Davis earned piano degrees from the University of Louisville and Indiana University, which led him to a career as a conductor of opera and musical theater.
After working for two decades at Milwaukee’s Skylight Opera, he conducted the touring company of “The Phantom of the Opera” and is now conducting the musical on Broadway — “whenever we’re open.”
“I’m the guy who’s on the elevator between floors,” Carney said. “You are conducting the actors that are singing on stage and the musicians in the orchestra in the pit, and neither of the two groups of people can see each other. You definitely have a role to play in keeping things together and making the story work.”
On Saturday, Carney, who has conducted Davis as a soloist with an orchestra and worked with him on a production of “Carousel,” will accompany him on piano.
“What you’re trying to do at the piano is replicate what an orchestra would do,” Carney said. “That’s a challenge to give the detail and the kind of support the music requires. The last song Derrick’s going to do is the soliloquy from 'Carousel,’ a big, barn burner of a finale. That’s a real challenge.”
Carney and Davis each were out of work after the “Carousel” production closed in early March.

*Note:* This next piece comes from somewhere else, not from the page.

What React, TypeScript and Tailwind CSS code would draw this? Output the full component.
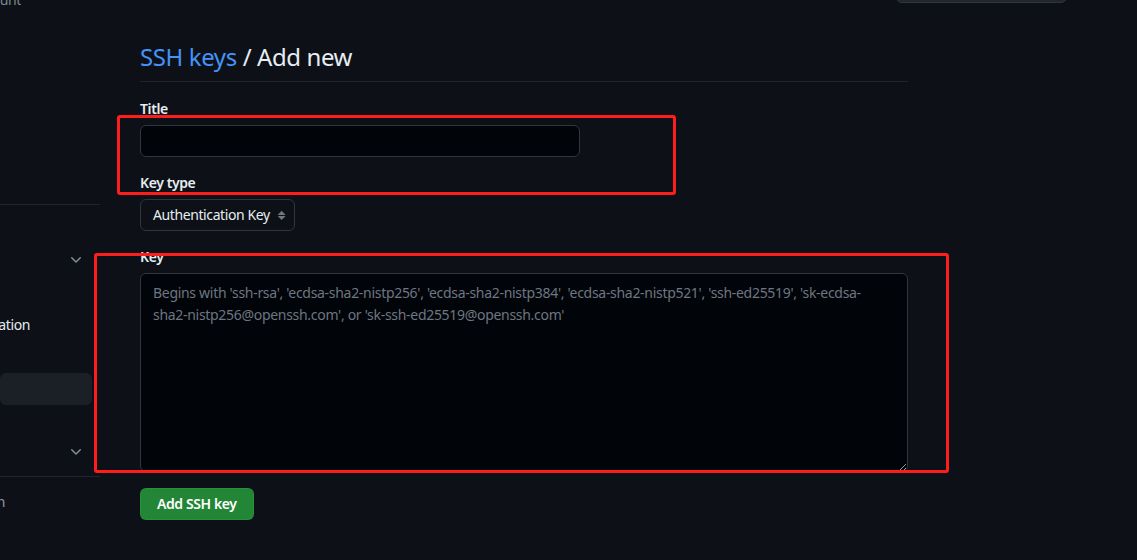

Last week, it was announced that Broadway will remain closed through May.
“A lot of my colleagues have decided to leave New York and leave the industry,” Davis said of the ongoing shutdown. “To be out of work for a year and a half is hard for anyone, even if they’d been successfully employed. I’m just hoping for TV and film work as it continues to open up, finding something there.”
Davis does have another performance on his schedule, a North Carolina production of “I Believe,” an opera about the life of Martin Luther King Jr.
That opera features a primarily Black cast. But Broadway has a long way to go in employing Black actors and writing shows that include Black characters, themes and stories.
“I can’t say things are where they should be,” Davis said. “There’s a lot of education that needs to be done about color-blind casting and playing roles that Blacks have not played before.
“It’s been an honor to be that person in the role of the Phantom. To be able to come back to Lincoln and tell my story speaks to that, too. I think it’s important we celebrate the successes we have as we continue pushing the movement forward.”
Davis will be telling his story twice on Saturday, at 4 p.m. and 7:30 p.m. That should be no problem for an experienced Broadway performer who’s done two shows a day dozens of times.
“Well, maybe,” Davis replied with a laugh. “I haven’t been doing shows for seven months.
“I’ve been getting my stamina up, little by little. It will be fine. I’m getting to do a show.”